▶ What is being asked: Restate the full listing word for word and leave the pictures out.

— begin Data excerpt —

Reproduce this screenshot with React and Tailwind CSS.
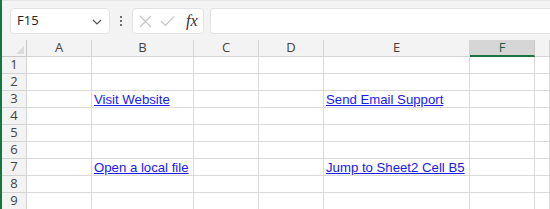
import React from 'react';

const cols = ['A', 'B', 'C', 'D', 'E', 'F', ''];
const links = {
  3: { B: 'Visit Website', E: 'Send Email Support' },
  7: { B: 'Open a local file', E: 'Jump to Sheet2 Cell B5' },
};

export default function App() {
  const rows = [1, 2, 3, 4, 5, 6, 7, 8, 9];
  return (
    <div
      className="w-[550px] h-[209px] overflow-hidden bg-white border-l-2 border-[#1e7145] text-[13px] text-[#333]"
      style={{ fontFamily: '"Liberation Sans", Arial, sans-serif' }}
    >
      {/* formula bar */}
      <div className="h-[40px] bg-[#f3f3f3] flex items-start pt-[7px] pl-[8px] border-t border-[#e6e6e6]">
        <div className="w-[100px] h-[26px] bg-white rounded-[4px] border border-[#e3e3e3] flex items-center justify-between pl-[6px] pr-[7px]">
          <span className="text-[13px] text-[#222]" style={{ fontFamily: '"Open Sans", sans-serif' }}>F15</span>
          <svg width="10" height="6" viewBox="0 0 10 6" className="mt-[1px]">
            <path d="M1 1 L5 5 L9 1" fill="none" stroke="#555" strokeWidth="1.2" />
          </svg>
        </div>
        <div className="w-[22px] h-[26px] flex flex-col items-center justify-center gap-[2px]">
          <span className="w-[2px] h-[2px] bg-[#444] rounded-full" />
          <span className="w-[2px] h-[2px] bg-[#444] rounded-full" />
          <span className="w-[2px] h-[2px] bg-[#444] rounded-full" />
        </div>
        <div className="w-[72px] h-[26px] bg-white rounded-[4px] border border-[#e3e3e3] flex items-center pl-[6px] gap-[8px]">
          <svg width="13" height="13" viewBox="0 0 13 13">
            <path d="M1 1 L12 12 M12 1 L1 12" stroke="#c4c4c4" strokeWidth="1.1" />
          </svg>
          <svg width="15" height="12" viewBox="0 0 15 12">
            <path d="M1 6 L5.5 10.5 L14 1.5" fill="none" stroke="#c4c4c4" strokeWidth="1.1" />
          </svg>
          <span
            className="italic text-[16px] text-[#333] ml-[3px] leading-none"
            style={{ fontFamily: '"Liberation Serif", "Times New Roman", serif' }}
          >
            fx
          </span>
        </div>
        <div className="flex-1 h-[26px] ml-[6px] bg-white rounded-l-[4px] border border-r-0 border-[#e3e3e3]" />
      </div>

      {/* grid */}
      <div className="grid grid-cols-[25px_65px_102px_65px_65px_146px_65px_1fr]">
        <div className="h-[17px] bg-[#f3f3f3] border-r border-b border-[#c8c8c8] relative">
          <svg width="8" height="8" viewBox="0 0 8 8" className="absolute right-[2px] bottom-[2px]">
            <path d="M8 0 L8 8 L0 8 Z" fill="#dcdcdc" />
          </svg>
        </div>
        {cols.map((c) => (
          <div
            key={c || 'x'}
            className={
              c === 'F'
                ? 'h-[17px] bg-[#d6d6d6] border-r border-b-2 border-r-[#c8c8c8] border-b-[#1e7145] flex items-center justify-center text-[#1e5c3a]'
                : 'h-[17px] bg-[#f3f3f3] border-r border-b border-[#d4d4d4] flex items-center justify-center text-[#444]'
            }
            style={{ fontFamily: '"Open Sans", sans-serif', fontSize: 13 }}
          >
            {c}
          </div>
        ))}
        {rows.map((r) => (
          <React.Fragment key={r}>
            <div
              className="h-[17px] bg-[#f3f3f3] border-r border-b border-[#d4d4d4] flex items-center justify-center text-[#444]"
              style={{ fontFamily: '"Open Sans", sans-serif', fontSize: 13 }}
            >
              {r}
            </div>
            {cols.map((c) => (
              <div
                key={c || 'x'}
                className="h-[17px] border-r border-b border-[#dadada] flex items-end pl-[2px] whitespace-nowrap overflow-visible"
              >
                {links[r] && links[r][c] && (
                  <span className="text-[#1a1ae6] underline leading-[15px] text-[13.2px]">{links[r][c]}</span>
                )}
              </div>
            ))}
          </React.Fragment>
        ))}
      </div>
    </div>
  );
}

— end Data excerpt —

▶ Result:
Reproduce this screenshot with React and Tailwind CSS.
import React from 'react';

const cols = ['A', 'B', 'C', 'D', 'E', 'F', ''];
const links = {
  3: { B: 'Visit Website', E: 'Send Email Support' },
  7: { B: 'Open a local file', E: 'Jump to Sheet2 Cell B5' },
};

export default function App() {
  const rows = [1, 2, 3, 4, 5, 6, 7, 8, 9];
  return (
    <div
      className="w-[550px] h-[209px] overflow-hidden bg-white border-l-2 border-[#1e7145] text-[13px] text-[#333]"
      style={{ fontFamily: '"Liberation Sans", Arial, sans-serif' }}
    >
      {/* formula bar */}
      <div className="h-[40px] bg-[#f3f3f3] flex items-start pt-[7px] pl-[8px] border-t border-[#e6e6e6]">
        <div className="w-[100px] h-[26px] bg-white rounded-[4px] border border-[#e3e3e3] flex items-center justify-between pl-[6px] pr-[7px]">
          <span className="text-[13px] text-[#222]" style={{ fontFamily: '"Open Sans", sans-serif' }}>F15</span>
          <svg width="10" height="6" viewBox="0 0 10 6" className="mt-[1px]">
            <path d="M1 1 L5 5 L9 1" fill="none" stroke="#555" strokeWidth="1.2" />
          </svg>
        </div>
        <div className="w-[22px] h-[26px] flex flex-col items-center justify-center gap-[2px]">
          <span className="w-[2px] h-[2px] bg-[#444] rounded-full" />
          <span className="w-[2px] h-[2px] bg-[#444] rounded-full" />
          <span className="w-[2px] h-[2px] bg-[#444] rounded-full" />
        </div>
        <div className="w-[72px] h-[26px] bg-white rounded-[4px] border border-[#e3e3e3] flex items-center pl-[6px] gap-[8px]">
          <svg width="13" height="13" viewBox="0 0 13 13">
            <path d="M1 1 L12 12 M12 1 L1 12" stroke="#c4c4c4" strokeWidth="1.1" />
          </svg>
          <svg width="15" height="12" viewBox="0 0 15 12">
            <path d="M1 6 L5.5 10.5 L14 1.5" fill="none" stroke="#c4c4c4" strokeWidth="1.1" />
          </svg>
          <span
            className="italic text-[16px] text-[#333] ml-[3px] leading-none"
            style={{ fontFamily: '"Liberation Serif", "Times New Roman", serif' }}
          >
            fx
          </span>
        </div>
        <div className="flex-1 h-[26px] ml-[6px] bg-white rounded-l-[4px] border border-r-0 border-[#e3e3e3]" />
      </div>

      {/* grid */}
      <div className="grid grid-cols-[25px_65px_102px_65px_65px_146px_65px_1fr]">
        <div className="h-[17px] bg-[#f3f3f3] border-r border-b border-[#c8c8c8] relative">
          <svg width="8" height="8" viewBox="0 0 8 8" className="absolute right-[2px] bottom-[2px]">
            <path d="M8 0 L8 8 L0 8 Z" fill="#dcdcdc" />
          </svg>
        </div>
        {cols.map((c) => (
          <div
            key={c || 'x'}
            className={
              c === 'F'
                ? 'h-[17px] bg-[#d6d6d6] border-r border-b-2 border-r-[#c8c8c8] border-b-[#1e7145] flex items-center justify-center text-[#1e5c3a]'
                : 'h-[17px] bg-[#f3f3f3] border-r border-b border-[#d4d4d4] flex items-center justify-center text-[#444]'
            }
            style={{ fontFamily: '"Open Sans", sans-serif', fontSize: 13 }}
          >
            {c}
          </div>
        ))}
        {rows.map((r) => (
          <React.Fragment key={r}>
            <div
              className="h-[17px] bg-[#f3f3f3] border-r border-b border-[#d4d4d4] flex items-center justify-center text-[#444]"
              style={{ fontFamily: '"Open Sans", sans-serif', fontSize: 13 }}
            >
              {r}
            </div>
            {cols.map((c) => (
              <div
                key={c || 'x'}
                className="h-[17px] border-r border-b border-[#dadada] flex items-end pl-[2px] whitespace-nowrap overflow-visible"
              >
                {links[r] && links[r][c] && (
                  <span className="text-[#1a1ae6] underline leading-[15px] text-[13.2px]">{links[r][c]}</span>
                )}
              </div>
            ))}
          </React.Fragment>
        ))}
      </div>
    </div>
  );
}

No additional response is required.